— The exercise —
Where the word "this" occurs in a line, return that line.

— Listing —
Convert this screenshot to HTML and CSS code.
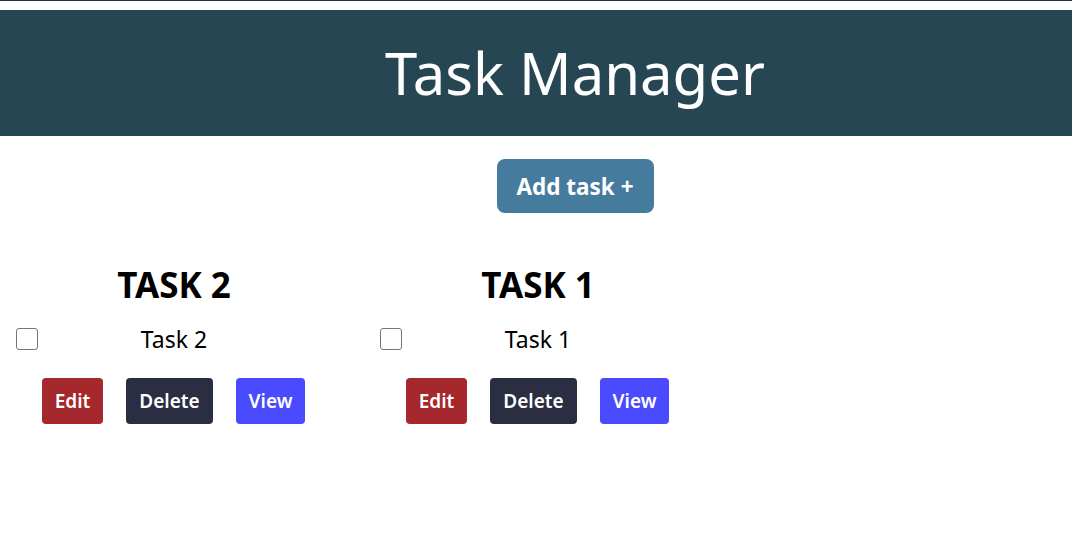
FILE: index.html
```html
<!DOCTYPE html>
<html lang="en">
<head>
<meta charset="utf-8">
<title>Task Manager</title>
<link rel="stylesheet" href="styles.css">
</head>
<body>
<div class="topline"></div>
<header class="header">
  <h1 class="title">Task Manager</h1>
</header>
<div class="actions">
  <button class="add-btn">Add task +</button>
</div>
<main class="tasks">
  <section class="card">
    <h2 class="card-title">TASK 2</h2>
    <div class="check-row">
      <input type="checkbox" class="check">
      <span class="task-text">Task 2</span>
    </div>
    <div class="btn-row">
      <button class="btn btn-edit">Edit</button>
      <button class="btn btn-delete">Delete</button>
      <button class="btn btn-view">View</button>
    </div>
  </section>
  <section class="card">
    <h2 class="card-title">TASK 1</h2>
    <div class="check-row">
      <input type="checkbox" class="check">
      <span class="task-text">Task 1</span>
    </div>
    <div class="btn-row">
      <button class="btn btn-edit">Edit</button>
      <button class="btn btn-delete">Delete</button>
      <button class="btn btn-view">View</button>
    </div>
  </section>
</main>
</body>
</html>
```
FILE: styles.css
```css
* { box-sizing: border-box; }
html, body { margin: 0; padding: 0; background: #fff; }
body {
  font-family: "Noto Sans", "Open Sans", sans-serif;
  color: #000;
}
.topline {
  height: 1px;
  background: #2b2d42;
  margin-bottom: 9px;
}
.header {
  background: #264653;
  height: 126px;
  display: flex;
  align-items: center;
  justify-content: center;
  padding-left: 78px;
}
.title {
  margin: 0;
  color: #fff;
  font-weight: 400;
  font-size: 58px;
  line-height: 1;
}
.actions {
  display: flex;
  justify-content: center;
  padding-left: 78px;
  margin-top: 23px;
}
.add-btn {
  font-family: inherit;
  background: #457b9d;
  color: #fff;
  border: none;
  border-radius: 8px;
  width: 157px;
  height: 54px;
  font-size: 22.5px;
  font-weight: 700;
  cursor: pointer;
}
.tasks {
  display: flex;
  gap: 32px;
  padding-left: 8px;
  margin-top: 50px;
}
.card {
  width: 332px;
  display: flex;
  flex-direction: column;
  align-items: stretch;
}
.card-title {
  margin: 0;
  text-align: center;
  font-size: 35px;
  font-weight: 700;
  line-height: 44px;
}
.check-row {
  display: grid;
  grid-template-columns: 1fr auto 1fr;
  align-items: center;
  margin-top: 17px;
}
.check {
  appearance: none;
  -webkit-appearance: none;
  width: 22px;
  height: 22px;
  margin: 0 0 0 8px;
  border: 1.5px solid #767676;
  border-radius: 3px;
  background: #fff;
  justify-self: start;
}
.task-text {
  font-size: 23px;
  line-height: 30px;
}
.btn-row {
  display: flex;
  justify-content: center;
  gap: 23px;
  margin-top: 24px;
  padding-right: 1px;
}
.btn {
  font-family: inherit;
  color: #fff;
  border: none;
  border-radius: 4px;
  height: 46px;
  font-size: 19px;
  font-weight: 600;
  padding: 0 12px;
  cursor: pointer;
}
.btn-edit { background: #a4282c; width: 61px; }
.btn-delete { background: #2b2d42; width: 87px; }
.btn-view { background: #4a4aff; width: 69px; }
```
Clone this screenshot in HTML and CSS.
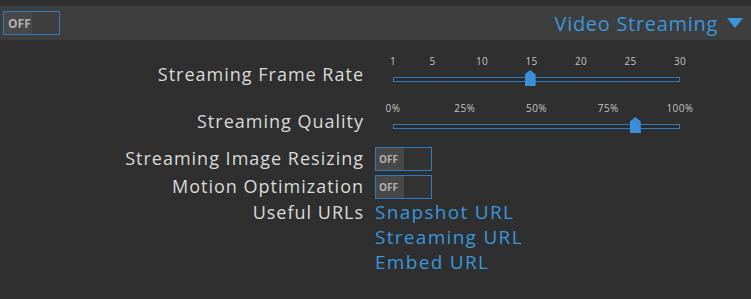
FILE: index.html
```html
<html>
<head>
	<title>Video Streaming</title>
	<meta http-equiv="content-type" content="text/html;charset=utf-8">
	<link rel="stylesheet" href="styles.css">
</head>
<body>
	<!-- section header -->
	<div class="header">
		<div class="toggle big"><span class="off">OFF</span></div>
		<div class="title">Video Streaming <span class="arrow"></span></div>
	</div>
	<!-- settings -->
	<div class="settings">
		<div class="label">Streaming Frame Rate</div>
		<div class="value">
			<div class="slider">
				<div class="ticks">
					<span style="left:0%">1</span>
					<span style="left:13.79%">5</span>
					<span style="left:31.03%">10</span>
					<span style="left:48.28%">15</span>
					<span style="left:65.52%">20</span>
					<span style="left:82.76%">25</span>
					<span style="left:100%">30</span>
				</div>
				<div class="track"><div class="thumb" style="left:47.6%"></div></div>
			</div>
		</div>

		<div class="label">Streaming Quality</div>
		<div class="value">
			<div class="slider">
				<div class="ticks">
					<span style="left:0%">0%</span>
					<span style="left:25%">25%</span>
					<span style="left:50%">50%</span>
					<span style="left:75%">75%</span>
					<span style="left:100%">100%</span>
				</div>
				<div class="track"><div class="thumb" style="left:84.5%"></div></div>
			</div>
		</div>

		<div class="label small">Streaming Image Resizing</div>
		<div class="value small"><div class="toggle"><span class="off">OFF</span></div></div>

		<div class="label small">Motion Optimization</div>
		<div class="value small"><div class="toggle"><span class="off">OFF</span></div></div>

		<div class="label urls">Useful URLs</div>
		<div class="value links">
			<a href="#">Snapshot URL</a>
			<a href="#">Streaming URL</a>
			<a href="#">Embed URL</a>
		</div>
	</div>
</body>
</html>
```

FILE: styles.css
```css
body {
	margin: 0;
	background: #2f2f2f;
	font-family: "Open Sans", "Noto Sans", sans-serif;
	color: #dadada;
	height: 299px;
	overflow: hidden;
}
.header {
	margin-top: 6px;
	height: 34px;
	background: #3e3e3e;
	display: flex;
	align-items: center;
	justify-content: space-between;
	padding: 0 8px 0 3px;
}
.title {
	color: #3a96dd;
	font-size: 20px;
	letter-spacing: 0.7px;
	display: flex;
	align-items: center;
}
.arrow {
	width: 0;
	height: 0;
	margin-left: 9px;
	border-left: 8px solid transparent;
	border-right: 8px solid transparent;
	border-top: 10px solid #3a96dd;
}
.toggle {
	width: 55px;
	height: 22px;
	border: 1px solid #2e7cc0;
	background: #333;
	display: flex;
}
.toggle .off {
	width: 28px;
	background: #484848;
	color: #b0b0b0;
	font-size: 10px;
	font-weight: bold;
	display: flex;
	align-items: center;
	padding-left: 3px;
	box-sizing: border-box;
}
.toggle.big {
	background: #3e3e3e;
}
.toggle.big .off {
	font-size: 12px;
	padding-left: 4px;
}
.settings {
	display: grid;
	grid-template-columns: 363px 1fr;
	column-gap: 12px;
	row-gap: 5px;
	padding-top: 13px;
}
.label {
	text-align: right;
	font-size: 18px;
	letter-spacing: 1px;
	height: 42px;
	line-height: 42px;
	margin-right: -1px;
}
.label.small {
	height: 23px;
	line-height: 23px;
}
.label.urls {
	height: 25px;
	line-height: 25px;
	margin-top: -3px;
}
.slider {
	margin-left: 18px;
	width: 287px;
	position: relative;
	height: 42px;
}
.ticks {
	position: relative;
	height: 16px;
	font-size: 10px;
	letter-spacing: 0.4px;
	color: #c4c4c4;
}
.ticks span {
	position: absolute;
	top: 1px;
	transform: translateX(-50%);
}
.track {
	position: relative;
	margin-top: 8px;
	height: 3px;
	border: 1px solid #2e7cc0;
	background: #2a2a2a;
}
.thumb {
	position: absolute;
	top: -8px;
	width: 11px;
	height: 16px;
	margin-left: -5px;
	background: #3a8fd8;
	clip-path: polygon(50% 0, 100% 28%, 100% 100%, 0 100%, 0 28%);
}
.value.small {
	height: 23px;
}
.links {
	display: flex;
	flex-direction: column;
	align-items: flex-start;
	margin-top: -3px;
}
.links a {
	color: #3a96dd;
	text-decoration: none;
	font-size: 19px;
	letter-spacing: 1.3px;
	line-height: 25px;
}
```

— Exercise answer —
Convert this screenshot to HTML and CSS code.
Clone this screenshot in HTML and CSS.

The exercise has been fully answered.